Rezension

Fakten gut in Romanform gewandet.

Sing, wilder Vogel, sing -

Sing, wilder Vogel, sing
von Jacqueline O’Mahony

Bewertet mit 4 Sternen

Das Cover überzeugt durch ein modernes Gemälde einer jungen Frau, die still in gewisser Trotzhaltung den Betrachter ansieht – stellvertretend für die weibliche Hauptfigur Honora aus dem Dorf Doolough an der Westküste Irlands. Durch Alice und ihre mystischen Weissagungen erhält der Roman einen mächtigen Zauber, der besonders auch in dem Symbol des Rotkelchens das Buch wie einen roten Faden durchzieht. Ab 1849 werden ihr Außenseiter-Dasein und das von Honora neben der dortigen großen Hungersnot beschrieben.
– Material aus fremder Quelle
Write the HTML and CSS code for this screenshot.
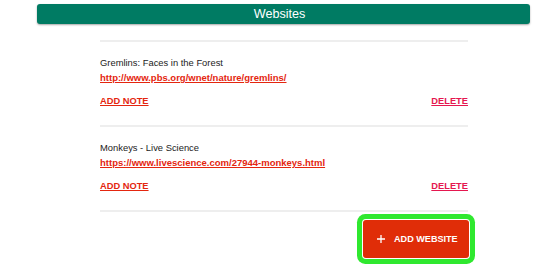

Aus historischen Quellen ist der Marsch der hungrigen Iren aus diesen abgelegenen Gebieten nach Louisburgh zur Delphi Lodge, einem Jagdhaus, belegt, auch der dramatische Ausgang des Rückweges mit 400 Toten. Die Kolonisierung durch englische Willkür steht am Pranger. Honora mit ihrer Willensstärke, ihrem Mut und Überlebenswillen kämpft gegen willkürliche Gesetze zunächst in Irland an, aber auch in Amerika. Ihr Widerstand gegen Fremdbestimmung steht stellvertretend für den irischen Kampfgeist und Stolz. Ebenso historisch interessant ist die Parallele zu den indigenen Völkern im wilden Westen. Das indigene Volk der Choctaws hatte 1847 den Iren eine Spende aus Solidarität zukommen lassen, aus der eine dauerhafte Verbindung entstand. Denn gerade sechzehn Jahre zuvor hatten sich die Choctaws  auf den Pfad der Tränen begeben und Tausende von ihnen ebenfalls durch Hunger und Krankheiten verloren. Die Themen nach sozialer Gerechtigkeit und Solidarität laden hier zum Nachdenken ein bei der Aufdeckung der vielen Hintergründe durchs Googeln. So wie ein wildes Rotkelchen seine rote Farbe auf der Brust in Gefangenschaft verliert, so spiegelt sich auch Honoras Andersartigkeit wieder: nur in Freiheit entfaltet sich ihr innerstes Wesen.

Manche Zeitsprünge in Kapitelübergängen sind etwas verwirrend. Ansonsten ist viel irische Historie wunderbar in Romanform verpackt.